Re: [RFC][PATCH] spin loop arch primitives for busy waiting

From: Peter Zijlstra
Date: Thu Apr 06 2017 - 12:37:13 EST


On Thu, Apr 06, 2017 at 08:16:19AM -0700, Linus Torvalds wrote:

> In theory x86 could use monitor/mwait for it too, in practice I think
> it tends to still be too high latency (because it was originally just
> designed for the idle loop). mwait got extended to actually be useful,
> but I'm not sure what the latency is for the modern one.

I've been meaning to test mwait-c0 for this, but never got around to it.

Something like the below, which is ugly (because I couldn't be bothered
to resolve the header recursion and thus duplicates the monitor/mwait
functions) and broken (because it hard assumes the hardware can do
monitor/mwait).

But it builds and boots, no clue if its better or worse.
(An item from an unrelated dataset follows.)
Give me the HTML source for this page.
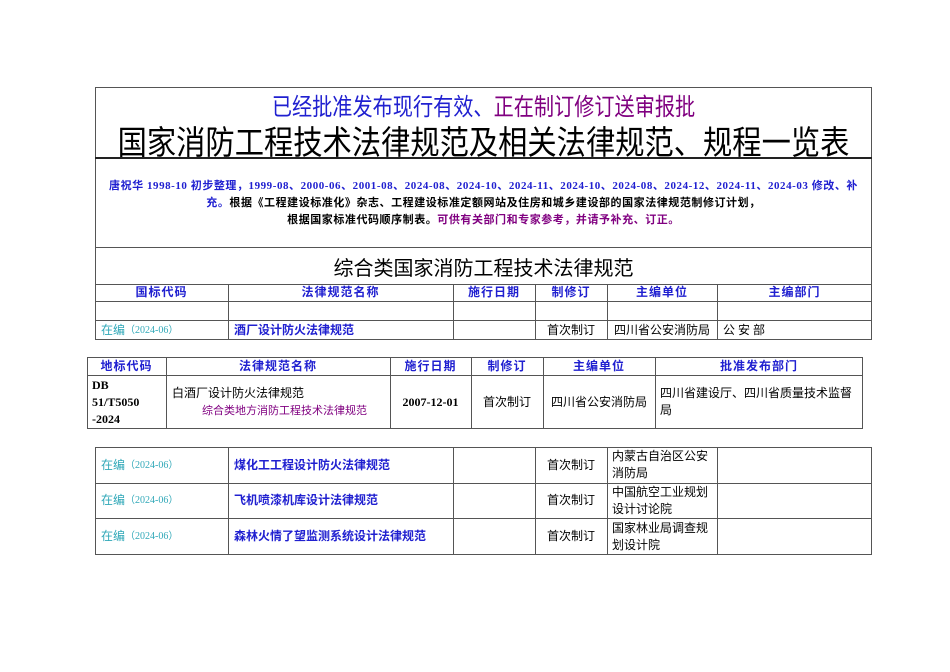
<!DOCTYPE html>
<html><head><meta charset="utf-8"><style>
body{margin:0;width:950px;height:672px;background:#fff;position:relative;font-family:"Liberation Serif","Noto Sans CJK SC",serif;overflow:hidden}
.a{position:absolute;box-sizing:border-box}
.hl{position:absolute;height:0;border-top:1px solid #555}
.vl{position:absolute;width:0;border-left:1px solid #555}
.c{position:absolute;display:flex;align-items:center;justify-content:center;font-size:12px;line-height:17px;box-sizing:border-box}
.h{color:#2020d0;font-weight:bold;letter-spacing:1px}
.bl{color:#2020d0}.pu{color:#800080}.cy{color:#30a8b8}
.s{font-size:10px}
.n{white-space:nowrap}
</style></head><body>
<!-- box 1 -->
<div class="a" style="left:95px;top:87px;width:777px;height:253px;border:1px solid #555"></div>
<div class="c" style="left:95px;top:90px;width:777px;height:28px;font-size:24px;font-family:'Noto Sans CJK SC',sans-serif;transform:scaleX(0.84);white-space:nowrap"><span class="bl">已经批准发布现行有效、</span><span class="pu">正在制订修订送审报批</span></div>
<div class="c" style="left:95px;top:120px;width:777px;height:40px;font-size:33px;font-family:'Noto Sans CJK SC',sans-serif;transform:scaleX(0.887);white-space:nowrap">国家消防工程技术法律规范及相关法律规范、规程一览表</div>
<div class="hl" style="left:95px;top:157px;width:777px;border-top:2px solid #222"></div>
<div class="a n" style="left:95px;top:178px;width:777px;font-size:11px;font-weight:bold;text-align:center;line-height:17px;letter-spacing:0.55px">
<span class="bl">唐祝华 1998-10 初步整理，1999-08、2000-06、2001-08、2024-08、2024-10、2024-11、2024-10、2024-08、2024-12、2024-11、2024-03 修改、补</span><br><span class="bl">充。</span>根据《工程建设标准化》杂志、工程建设标准定额网站及住房和城乡建设部的国家法律规范制修订计划，<br>根据国家标准代码顺序制表。<span class="pu">可供有关部门和专家参考，并请予补充、订正。</span></div>
<div class="hl" style="left:95px;top:247px;width:777px"></div>
<div class="c" style="left:95px;top:250px;width:777px;height:32px;font-size:20px;font-family:'Noto Sans CJK SC',sans-serif">综合类国家消防工程技术法律规范</div>
<div class="hl" style="left:95px;top:284px;width:777px"></div>
<div class="hl" style="left:95px;top:301px;width:777px"></div>
<div class="hl" style="left:95px;top:320px;width:777px"></div>
<div class="vl" style="left:228px;top:284px;height:56px"></div>
<div class="vl" style="left:453px;top:284px;height:56px"></div>
<div class="vl" style="left:535px;top:284px;height:56px"></div>
<div class="vl" style="left:607px;top:284px;height:56px"></div>
<div class="vl" style="left:717px;top:284px;height:56px"></div>
<div class="c h" style="left:95px;top:284px;width:133px;height:17px">国标代码</div>
<div class="c h" style="left:228px;top:284px;width:225px;height:17px">法律规范名称</div>
<div class="c h" style="left:453px;top:284px;width:82px;height:17px">施行日期</div>
<div class="c h" style="left:535px;top:284px;width:72px;height:17px">制修订</div>
<div class="c h" style="left:607px;top:284px;width:110px;height:17px">主编单位</div>
<div class="c h" style="left:717px;top:284px;width:155px;height:17px">主编部门</div>
<div class="c cy" style="left:95px;top:320px;width:133px;height:20px;justify-content:flex-start;padding-left:6px">在编<span class="s">（2024-06）</span></div>
<div class="c bl" style="left:228px;top:320px;width:225px;height:20px;justify-content:flex-start;padding-left:6px;font-weight:bold">酒厂设计防火法律规范</div>
<div class="c" style="left:535px;top:320px;width:72px;height:20px">首次制订</div>
<div class="c" style="left:607px;top:320px;width:110px;height:20px">四川省公安消防局</div>
<div class="c" style="left:717px;top:320px;width:155px;height:20px;justify-content:flex-start;padding-left:6px">公 安 部</div>
<!-- box 2 -->
<div class="a" style="left:87px;top:357px;width:776px;height:72px;border:1px solid #555"></div>
<div class="hl" style="left:87px;top:375px;width:776px"></div>
<div class="vl" style="left:166px;top:357px;height:72px"></div>
<div class="vl" style="left:390px;top:357px;height:72px"></div>
<div class="vl" style="left:471px;top:357px;height:72px"></div>
<div class="vl" style="left:543px;top:357px;height:72px"></div>
<div class="vl" style="left:655px;top:357px;height:72px"></div>
<div class="c h" style="left:87px;top:357px;width:79px;height:18px">地标代码</div>
<div class="c h" style="left:166px;top:357px;width:224px;height:18px">法律规范名称</div>
<div class="c h" style="left:390px;top:357px;width:81px;height:18px">施行日期</div>
<div class="c h" style="left:471px;top:357px;width:72px;height:18px">制修订</div>
<div class="c h" style="left:543px;top:357px;width:112px;height:18px">主编单位</div>
<div class="c h" style="left:655px;top:357px;width:208px;height:18px">批准发布部门</div>
<div class="a" style="left:92px;top:377px;font-size:12px;font-weight:bold;line-height:17px">DB<br>51/T5050<br>-2024</div>
<div class="a" style="left:172px;top:385px;width:215px;font-size:12px;line-height:17px">白酒厂设计防火法律规范<br><span class="pu" style="padding-left:30px;font-size:11px">综合类地方消防工程技术法律规范</span></div>
<div class="c" style="left:390px;top:375px;width:81px;height:54px;font-weight:bold">2007-12-01</div>
<div class="c" style="left:471px;top:375px;width:72px;height:54px">首次制订</div>
<div class="c" style="left:543px;top:375px;width:112px;height:54px">四川省公安消防局</div>
<div class="c" style="left:655px;top:375px;width:208px;height:54px;justify-content:flex-start;padding-left:5px">四川省建设厅、四川省质量技术监督局</div>
<!-- box 3 -->
<div class="a" style="left:95px;top:447px;width:777px;height:108px;border:1px solid #555"></div>
<div class="hl" style="left:95px;top:483px;width:777px"></div>
<div class="hl" style="left:95px;top:518px;width:777px"></div>
<div class="vl" style="left:228px;top:447px;height:108px"></div>
<div class="vl" style="left:453px;top:447px;height:108px"></div>
<div class="vl" style="left:535px;top:447px;height:108px"></div>
<div class="vl" style="left:607px;top:447px;height:108px"></div>
<div class="vl" style="left:717px;top:447px;height:108px"></div>
<div class="c cy" style="left:95px;top:447px;width:133px;height:36px;justify-content:flex-start;padding-left:6px">在编<span class="s">（2024-06）</span></div>
<div class="c bl" style="left:228px;top:447px;width:225px;height:36px;justify-content:flex-start;padding-left:6px;font-weight:bold">煤化工工程设计防火法律规范</div>
<div class="c" style="left:535px;top:447px;width:72px;height:36px">首次制订</div>
<div class="c" style="left:607px;top:447px;width:110px;height:36px;justify-content:flex-start;padding-left:5px">内蒙古自治区公安消防局</div>
<div class="c cy" style="left:95px;top:483px;width:133px;height:35px;justify-content:flex-start;padding-left:6px">在编<span class="s">（2024-06）</span></div>
<div class="c bl" style="left:228px;top:483px;width:225px;height:35px;justify-content:flex-start;padding-left:6px;font-weight:bold">飞机喷漆机库设计法律规范</div>
<div class="c" style="left:535px;top:483px;width:72px;height:35px">首次制订</div>
<div class="c" style="left:607px;top:483px;width:110px;height:35px;justify-content:flex-start;padding-left:5px">中国航空工业规划设计讨论院</div>
<div class="c cy" style="left:95px;top:518px;width:133px;height:37px;justify-content:flex-start;padding-left:6px">在编<span class="s">（2024-06）</span></div>
<div class="c bl" style="left:228px;top:518px;width:225px;height:37px;justify-content:flex-start;padding-left:6px;font-weight:bold">森林火情了望监测系统设计法律规范</div>
<div class="c" style="left:535px;top:518px;width:72px;height:37px">首次制订</div>
<div class="c" style="left:607px;top:518px;width:110px;height:37px;justify-content:flex-start;padding-left:5px">国家林业局调查规划设计院</div>
</body></html>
Changing mwait
eax to 0 would give us C1 and might also be worth a try I suppose.

---
arch/x86/include/asm/barrier.h | 30 ++++++++++++++++++++++++++++++
1 file changed, 30 insertions(+)

diff --git a/arch/x86/include/asm/barrier.h b/arch/x86/include/asm/barrier.h
index bfb28ca..faab9cd 100644
--- a/arch/x86/include/asm/barrier.h
+++ b/arch/x86/include/asm/barrier.h
@@ -80,6 +80,36 @@ do { \
#define __smp_mb__before_atomic() barrier()
#define __smp_mb__after_atomic() barrier()

+static inline void ___monitor(const void *eax, unsigned long ecx,
+ unsigned long edx)
+{
+ /* "monitor %eax, %ecx, %edx;" */
+ asm volatile(".byte 0x0f, 0x01, 0xc8;"
+ :: "a" (eax), "c" (ecx), "d"(edx));
+}
+
+static inline void ___mwait(unsigned long eax, unsigned long ecx)
+{
+ /* "mwait %eax, %ecx;" */
+ asm volatile(".byte 0x0f, 0x01, 0xc9;"
+ :: "a" (eax), "c" (ecx));
+}
+
+#define smp_cond_load_acquire(ptr, cond_expr) \
+({ \
+ typeof(ptr) __PTR = (ptr); \
+ typeof(*ptr) VAL; \
+ for (;;) { \
+ ___monitor(__PTR, 0, 0); \
+ VAL = READ_ONCE(*__PTR); \
+ if (cond_expr) \
+ break; \
+ ___mwait(0xf0 /* C0 */, 0x01 /* INT */); \
+ } \
+ smp_acquire__after_ctrl_dep(); \
+ VAL; \
+})
+
#include <asm-generic/barrier.h>

#endif /* _ASM_X86_BARRIER_H */